Records with interface code
———

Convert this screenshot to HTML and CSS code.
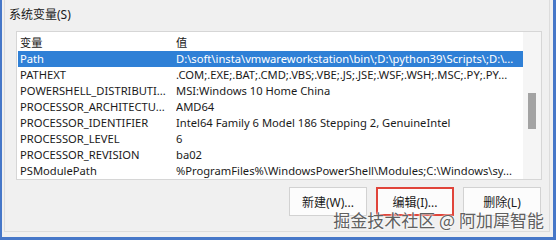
FILE: index.html
```html
<!DOCTYPE html>
<html lang="zh-CN">
<head>
    <meta charset="UTF-8">
    <meta name="viewport" content="width=device-width, initial-scale=1.0">
    <title>系统变量</title>
    <link rel="stylesheet" href="styles.css">
</head>
<body>
    <div class="window">
        <div class="group">
            <div class="group-title">系统变量(<u>S</u>)</div>
            <div class="listbox">
                <div class="rows">
                    <div class="row head"><span class="name">变量</span><span class="value">值</span></div>
                    <div class="row selected"><span class="name">Path</span><span class="value">D:\soft\insta\vmwareworkstation\bin\;D:\python39\Scripts\;D:\...</span></div>
                    <div class="row"><span class="name">PATHEXT</span><span class="value">.COM;.EXE;.BAT;.CMD;.VBS;.VBE;.JS;.JSE;.WSF;.WSH;.MSC;.PY;.PY...</span></div>
                    <div class="row"><span class="name">POWERSHELL_DISTRIBUTI...</span><span class="value">MSI:Windows 10 Home China</span></div>
                    <div class="row"><span class="name">PROCESSOR_ARCHITECTU...</span><span class="value">AMD64</span></div>
                    <div class="row"><span class="name">PROCESSOR_IDENTIFIER</span><span class="value">Intel64 Family 6 Model 186 Stepping 2, GenuineIntel</span></div>
                    <div class="row"><span class="name">PROCESSOR_LEVEL</span><span class="value">6</span></div>
                    <div class="row"><span class="name">PROCESSOR_REVISION</span><span class="value">ba02</span></div>
                    <div class="row"><span class="name">PSModulePath</span><span class="value">%ProgramFiles%\WindowsPowerShell\Modules;C:\Windows\sy...</span></div>
                </div>
                <div class="scrollbar"><div class="thumb"></div></div>
            </div>
            <div class="buttons">
                <button class="btn">新建(<u>W</u>)...</button>
                <button class="btn marked">编辑(<u>I</u>)...</button>
                <button class="btn">删除(<u>L</u>)</button>
            </div>
        </div>
        <div class="watermark">掘金技术社区 @ 阿加犀智能</div>
    </div>
</body>
</html>
```

FILE: styles.css
```css
* {
box-sizing: border-box;
margin: 0;
padding: 0;
}

html, body {
width: 556px;
height: 240px;
overflow: hidden;
}

body {
background-color: #f0f0f0;
font-family: "Noto Sans", "Noto Sans CJK SC", sans-serif;
font-size: 12px;
color: #1a1a1a;
}

.window {
position: relative;
height: 240px;
border-left: 2px solid #4677c8;
border-right: 3px solid #4677c8;
border-bottom: 3px solid #4677c8;
padding: 0 3px 5px 2px;
}

.group {
height: 100%;
border: 1px solid #dcdcdc;
border-top: none;
padding: 7px 0 0 4px;
}

.group-title {
line-height: 16px;
height: 16px;
}

u {
text-decoration: none;
}

.listbox {
display: flex;
margin: 8px 0 0 7px;
width: 526px;
height: 149px;
background: #fff;
border: 1px solid #d6d6d6;
}

.rows {
flex: 1;
padding-left: 1px;
overflow: hidden;
font-size: 11.2px;
}

.row {
display: flex;
height: 16px;
line-height: 16px;
white-space: nowrap;
}

.row.head {
height: 19px;
line-height: 21px;
}

.row.selected {
background: #2f80d6;
color: #fff;
}

.name {
width: 158px;
padding-left: 2px;
overflow: hidden;
}

.value {
flex: 1;
overflow: hidden;
}

.scrollbar {
width: 18px;
background: #f5f5f5;
padding: 61px 0 0 5px;
}

.thumb {
width: 8px;
height: 36px;
background: #a3a3a3;
}

.buttons {
display: flex;
justify-content: flex-end;
gap: 9px;
margin: 7px 8px 0 0;
}

.btn {
width: 78px;
height: 29px;
background: #fcfcfc;
border: 1px solid #d2d2d2;
font-family: inherit;
font-size: 12px;
color: #1a1a1a;
}

.btn.marked {
border: 2px solid #e0443a;
}

.watermark {
position: absolute;
right: 9px;
bottom: 7px;
font-family: "Noto Sans CJK SC", sans-serif;
font-size: 17px;
line-height: 20px;
color: #606060;
text-shadow: 0 0 2px #fff, 0 0 2px #fff;
}
```
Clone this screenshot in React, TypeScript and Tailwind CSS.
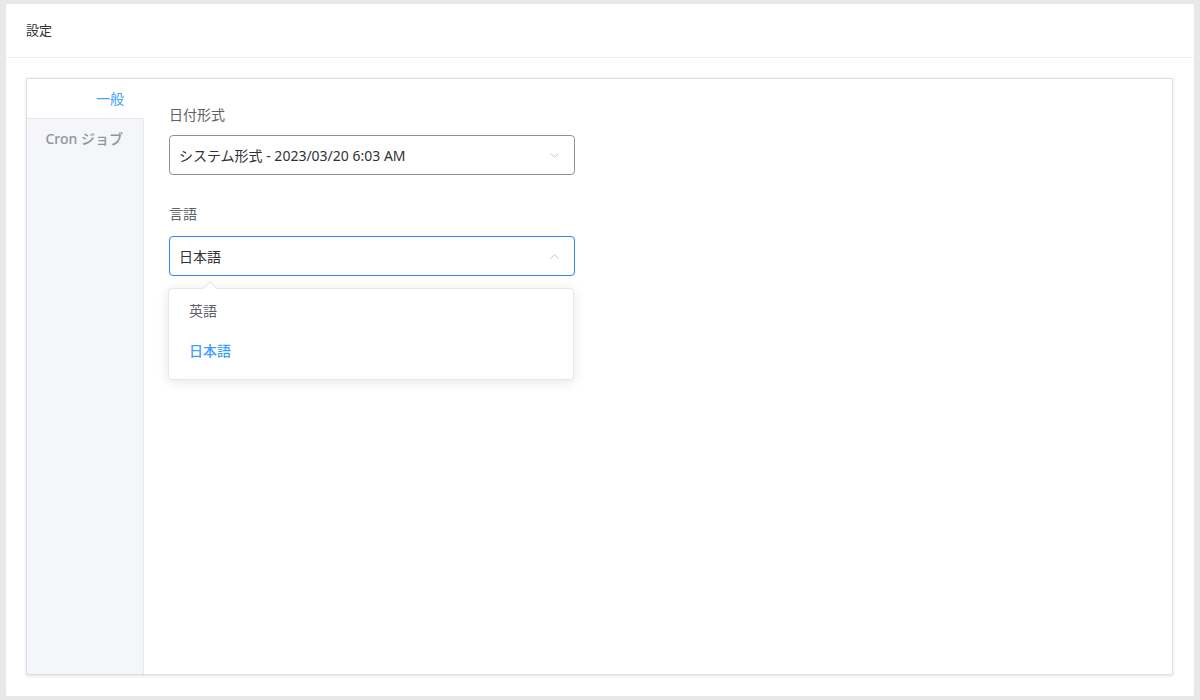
import { ChevronDown, ChevronUp } from 'lucide-react';

const FONT = { fontFamily: '"Segoe UI", "Noto Sans", "Noto Sans CJK JP", sans-serif' };

function Select({ value, open }: { value: string; open?: boolean }) {
  return (
    <div
      className={`flex items-center justify-between w-[406px] h-[40px] rounded-[4px] bg-white pl-[9px] pr-[12px] ${
        open ? 'border-[1.5px] border-[#2f86e0]' : 'border border-[#8e9196]'
      }`}
    >
      <span className="text-[14px] text-[#303133]">{value}</span>
      {open ? (
        <ChevronUp className="w-[15px] h-[15px] text-[#c0c4cc]" strokeWidth={1.5} />
      ) : (
        <ChevronDown className="w-[15px] h-[15px] text-[#c0c4cc]" strokeWidth={1.5} />
      )}
    </div>
  );
}

export default function App() {
  return (
    <div className="w-[1200px] h-[700px] bg-[#e8e8eb] pt-[4px] pl-[6px] pr-[6px] pb-[4px]" style={FONT}>
      <div className="w-full h-full bg-white rounded-[2px] flex flex-col">
        {/* ヘッダー */}
        <div className="h-[54px] flex items-center px-[20px] border-b border-[#f0f0f4] shrink-0">
          <span className="text-[13px] text-[#303133]">設定</span>
        </div>

        <div className="flex-1 pt-[20px] pl-[20px] pr-[21px] pb-[21px]">
          <div className="h-full flex border border-[#dcdfe6] shadow-[0_1px_3px_rgba(0,0,0,0.12)]">
            {/* タブ */}
            <div className="w-[117px] bg-[#f5f6fa] border-r border-[#e4e7ed] flex flex-col shrink-0">
              <div className="h-[39px] bg-white flex items-center justify-end pr-[20px] -mr-px">
                <span className="text-[14px] text-[#409eff]">一般</span>
              </div>
              <div className="h-[40px] flex items-center justify-end pr-[20px] border-t border-[#e4e7ed]">
                <span className="text-[14px] font-medium text-[#909399]">Cron ジョブ</span>
              </div>
            </div>

            {/* 内容 */}
            <div className="flex-1 pl-[25px] pt-[26px]">
              <div className="text-[14px] text-[#606266] leading-[20px] mb-[10px]">日付形式</div>
              <Select value="システム形式 - 2023/03/20 6:03 AM" />

              <div className="text-[14px] text-[#606266] leading-[20px] mt-[29px] mb-[12px]">言語</div>
              <div className="relative">
                <Select value="日本語" open />
                {/* ドロップダウン */}
                <div className="absolute left-[-1px] top-[52px] w-[406px] bg-white border border-[#e4e7ed] rounded-[4px] shadow-[0_2px_12px_rgba(0,0,0,0.1)] pt-[1px] pb-[9px]">
                  <div className="absolute -top-[6px] left-[36px] w-[10px] h-[10px] bg-white border-l border-t border-[#e4e7ed] rotate-45" />
                  <div className="h-[40px] flex items-center px-[20px] text-[14px] text-[#606266]">英語</div>
                  <div className="h-[40px] flex items-center px-[20px] text-[14px] text-[#409eff] font-medium">日本語</div>
                </div>
              </div>
            </div>
          </div>
        </div>
      </div>
    </div>
  );
}
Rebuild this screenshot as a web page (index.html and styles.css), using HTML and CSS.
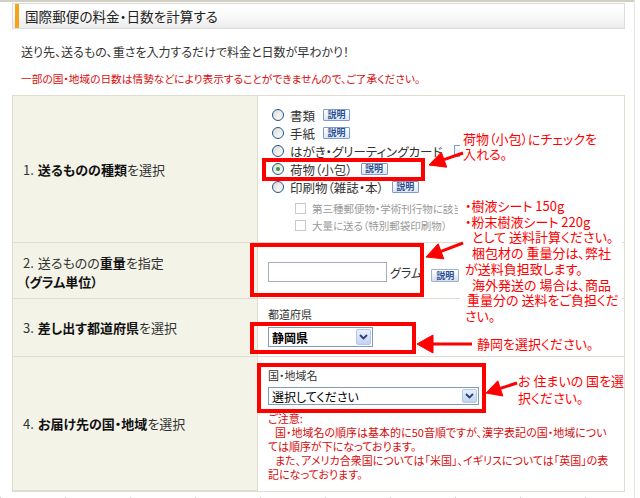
FILE: index.html
```html
<!DOCTYPE html>
<html lang="ja">
<head>
<meta charset="utf-8">
<title>国際郵便の料金・日数を計算する</title>
<link rel="stylesheet" href="styles.css">
</head>
<body>
<div class="page">
  <div class="topline"></div>
  <div class="titlebar"><span class="accent"></span><h1>国際郵便の料金・日数を計算する</h1></div>
  <p class="lead">送り先、送るもの、重さを入力するだけで料金と日数が早わかり！</p>
  <p class="notice">一部の国・地域の日数は情勢などにより表示することができませんので、ご了承ください。</p>

  <div class="form">
    <div class="label"><span class="num">1.</span><b>送るものの種類</b>を選択</div>
    <div class="field f1">
      <ul class="opts">
        <li><span class="radio"></span>書類<span class="btn">説明</span></li>
        <li><span class="radio"></span>手紙<span class="btn">説明</span></li>
        <li><span class="radio"></span>はがき・グリーティングカード<span class="btn cut"></span></li>
        <li><span class="radio on"></span>荷物（小包）<span class="btn">説明</span></li>
        <li><span class="radio"></span>印刷物（雑誌・本）<span class="btn">説明</span></li>
      </ul>
      <ul class="subopts">
        <li><span class="check"></span><span class="clip">第三種郵便物・学術刊行物に該当</span></li>
        <li><span class="check"></span><span class="clip">大量に送る（特別郵袋印刷物）</span></li>
      </ul>
    </div>

    <div class="label two"><span class="num">2.</span>送るものの<b>重量</b>を指定<br><b>（グラム単位）</b></div>
    <div class="field f2">
      <span class="input"></span><span class="unit">グラム</span><span class="btn big">説明</span>
    </div>

    <div class="label"><span class="num">3.</span><b>差し出す都道府県</b>を選択</div>
    <div class="field f3">
      <div class="cap">都道府県</div>
      <div class="select pref"><span class="val bold">静岡県</span><span class="drop"><svg width="9" height="6" viewBox="0 0 9 6"><path d="M1 1 L4.5 4.5 L8 1" fill="none" stroke="#2c3f73" stroke-width="1.8"/></svg></span></div>
    </div>

    <div class="label last"><span class="num">4.</span><b>お届け先の国・地域</b>を選択</div>
    <div class="field f4 last">
      <div class="cap">国・地域名</div>
      <div class="select country"><span class="val">選択してください</span><span class="drop"><svg width="9" height="6" viewBox="0 0 9 6"><path d="M1 1 L4.5 4.5 L8 1" fill="none" stroke="#2c3f73" stroke-width="1.8"/></svg></span></div>
      <div class="caution">
        <div>ご注意:</div>
        <p>国・地域名の順序は基本的に50音順ですが、漢字表記の国・地域につい<br><span class="noind">ては順序が下になっております。</span></p>
        <p>また、アメリカ合衆国については「米国」、イギリスについては「英国」の表<br><span class="noind">記になっております。</span></p>
      </div>
    </div>
  </div>
  <div class="ticks"></div>

  <!-- annotation overlays -->
  <div class="mark m1"></div>
  <div class="mark m2"></div>
  <div class="mark m3"></div>
  <div class="mark m4"></div>

  <div class="note n1">荷物（小包）にチェックを<br>入れる。</div>
  <div class="note n2">・樹液シート 150g<br>・粉末樹液シート 220g<br><span class="ind1">として 送料計算ください。</span><br><span class="ind1">梱包材の 重量分は、弊社</span><br>が送料負担致します。<br><span class="ind1">海外発送の 場合は、商品</span><br><span class="ind2">重量分の 送料をご負担くだ</span><br>さい。</div>
  <div class="note n3">静岡を選択ください。</div>
  <div class="note n4">お 住まいの 国を選<br>択ください。</div>

  <svg class="arrows" width="640" height="498" viewBox="0 0 640 498">
    <g fill="#ff0000" stroke="#ff0000">
      <line x1="463" y1="153" x2="444" y2="159.7" stroke-width="3"/>
      <polygon points="429,165 446.7,167.2 441.3,152.2" stroke-width="1"/>
      <line x1="463" y1="243" x2="441" y2="251.3" stroke-width="3"/>
      <polygon points="426,257 443.8,258.8 438.2,243.8" stroke-width="1"/>
      <line x1="472" y1="344" x2="433" y2="344" stroke-width="3"/>
      <polygon points="417,344 433,335 433,353" stroke-width="1"/>
      <line x1="517" y1="383" x2="500.3" y2="388.4" stroke-width="3"/>
      <polygon points="486,393 502.8,396 497.8,380.8" stroke-width="1"/>
    </g>
  </svg>
</div>
</body>
</html>
```
FILE: styles.css
```css
* { box-sizing: border-box; }
html, body { margin: 0; padding: 0; background: #fff; }
body {
  font-family: "Noto Sans CJK JP", "Noto Sans", sans-serif;
  font-feature-settings: "palt";
  color: #333;
}
.page {
  position: relative;
  width: 635px;
  height: 498px;
  overflow: hidden;
  border-right: 1px solid #e8e6de;
}
.topline { height: 2px; background: #d3cfc3; }

.titlebar {
  margin: 1px 0 0 12px;
  width: 613px;
  height: 26px;
  border: 1px solid #dcdcdc;
  background: linear-gradient(#ffffff 0%, #fbfbfb 45%, #ebebeb 100%);
  display: flex;
  align-items: center;
}
.accent { width: 4px; height: 24px; margin-left: 2px; background: #f5a21c; }
.titlebar h1 {
  margin: 0 0 0 6px;
  font-size: 13.6px;
  font-weight: normal;
  color: #222;
  line-height: 20px;
}
.lead {
  margin: 15px 0 0 21px;
  font-size: 12px;
  line-height: 16px;
  color: #333;
}
.notice {
  margin: 12px 0 0 21px;
  font-size: 10.7px;
  line-height: 14px;
  color: #d80c0c;
}

.form {
  margin: 9px 0 0 12px;
  width: 613px;
  display: grid;
  grid-template-columns: 245px 1fr;
  grid-template-rows: 147px 56px 58px 135px;
  border: 1px solid #e0ddcf;
  border-bottom: 0;
}
.label {
  background: #f4f3e8;
  border-right: 1px solid #e0ddcf;
  border-bottom: 1px solid #e0ddcf;
  display: flex;
  align-items: center;
  padding-left: 10px;
  font-size: 13px;
  line-height: 19px;
  color: #333;
  white-space: nowrap;
}
.label .num { margin-right: 4px; }
.label b { color: #111; font-weight: bold; }
.label.two { display: block; padding-top: 10px; }
.label.last { border-bottom: 2px solid #e0ddcf; }
.field {
  border-bottom: 1px solid #e0ddcf;
  padding-left: 10px;
  font-size: 12px;
}
.field.last { border-bottom: 1px solid #e0ddcf; }

ul { list-style: none; margin: 0; padding: 0; }
.f1 { padding-top: 10px; }
.opts { margin-left: 4px; }
.opts li {
  display: flex;
  align-items: center;
  height: 18px;
  font-size: 12.5px;
  color: #333;
  white-space: nowrap;
}
.radio {
  width: 12px; height: 12px;
  border: 1px solid #21558a;
  border-radius: 50%;
  background: linear-gradient(135deg, #d9dbd7, #ffffff);
  margin-right: 6px;
  position: relative;
  flex: none;
}
.radio.on::after {
  content: "";
  position: absolute;
  left: 3px; top: 3px;
  width: 4px; height: 4px;
  border-radius: 50%;
  background: #2ea02e;
}
.btn {
  display: inline-block;
  margin-left: 8px;
  width: 27px;
  height: 12px;
  border: 1px solid #7d9ccc;
  border-radius: 1px;
  background: linear-gradient(#ffffff, #dde7f6);
  font-size: 9px;
  line-height: 10px;
  text-align: center;
  color: #2a4f96;
  font-weight: bold;
  flex: none;
}
.btn.cut { width: 12px; border-right: 0; margin-left: 12px; }
.btn.big {
  width: 28px; height: 13px; line-height: 11px;
  border-color: #9fb1cc;
  background: linear-gradient(#ffffff, #d7dfeb);
  margin-left: 9px;
}
.subopts { margin: 4px 0 0 27px; }
.subopts li {
  display: flex;
  align-items: center;
  height: 17px;
  font-size: 10.5px;
  color: #999;
  white-space: nowrap;
}
.subopts .clip { display: block; max-width: 146px; overflow: hidden; }
.check {
  width: 11px; height: 11px;
  border: 1px solid #c9c9c9;
  background: #fff;
  margin-right: 6px;
  flex: none;
}

.f2 { padding-top: 19px; display: flex; align-items: flex-start; }
.input {
  width: 119px; height: 20px;
  border: 1px solid #a3adbb;
  background: #fff;
}
.unit { margin-left: 3px; line-height: 22px; font-size: 12px; color: #333; }
.f2 .btn { margin-top: 7px; }

.cap { font-size: 11px; line-height: 14px; color: #333; }
.f3 { padding-top: 8px; }
.f3 .select { margin-top: 6px; }
.f4 { padding-top: 11px; }
.f4 .select { margin-top: 5px; }
.select {
  display: flex;
  align-items: center;
  border: 1px solid #7f9db9;
  background: #fff;
  padding: 1px 1px 1px 3px;
}
.select .val { flex: 1; font-size: 12px; color: #000; }
.select .val.bold { font-weight: bold; }
.pref { width: 105px; height: 20px; }
.country { width: 211px; height: 18px; }
.drop {
  width: 15px;
  align-self: stretch;
  border: 1px solid #b6c8e8;
  border-radius: 2px;
  background: linear-gradient(#e8f0fd, #c2d3f2);
  display: flex;
  align-items: center;
  justify-content: center;
}
.caution {
  margin-top: 6px;
  font-size: 11px;
  line-height: 14px;
  color: #d80c0c;
  white-space: nowrap;
}
.caution p { margin: 0; text-indent: 7px; }

.ticks {
  margin-top: 5px;
  height: 3px;
  background: repeating-linear-gradient(90deg, #c8c8c8 0, #c8c8c8 1px, transparent 1px, transparent 65px);
}

.mark { position: absolute; border: 4px solid #ff0000; }
.m1 { left: 262px; top: 158px; width: 163px; height: 23px; }
.m2 { left: 250px; top: 243px; width: 174px; height: 54px; }
.m3 { left: 250px; top: 322px; width: 166px; height: 32px; }
.m4 { left: 257px; top: 363px; width: 229px; height: 50px; }

.note {
  position: absolute;
  color: #ff0000;
  font-size: 13px;
  white-space: nowrap;
}
.n1 { left: 460px; top: 131px; width: 162px; height: 30px; line-height: 15px; padding-left: 3px; background: #fff; }
.n2 { left: 460px; top: 198px; width: 162px; height: 128px; line-height: 15.7px; padding-left: 5px; background: #fff; }
.n2 .ind1 { padding-left: 7px; }
.n2 .ind2 { padding-left: 2px; }
.n3 { left: 477px; top: 336px; line-height: 16px; }
.n4 { left: 518px; top: 372px; line-height: 17px; }

.arrows { position: absolute; left: 0; top: 0; pointer-events: none; }
```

———

Goal:
Pick out each line containing "styles" and report it.

Output of the task:
    <link rel="stylesheet" href="styles.css">
FILE: styles.css
Rebuild this screenshot as a web page (index.html and styles.css), using HTML and CSS.
<link rel="stylesheet" href="styles.css">
FILE: styles.css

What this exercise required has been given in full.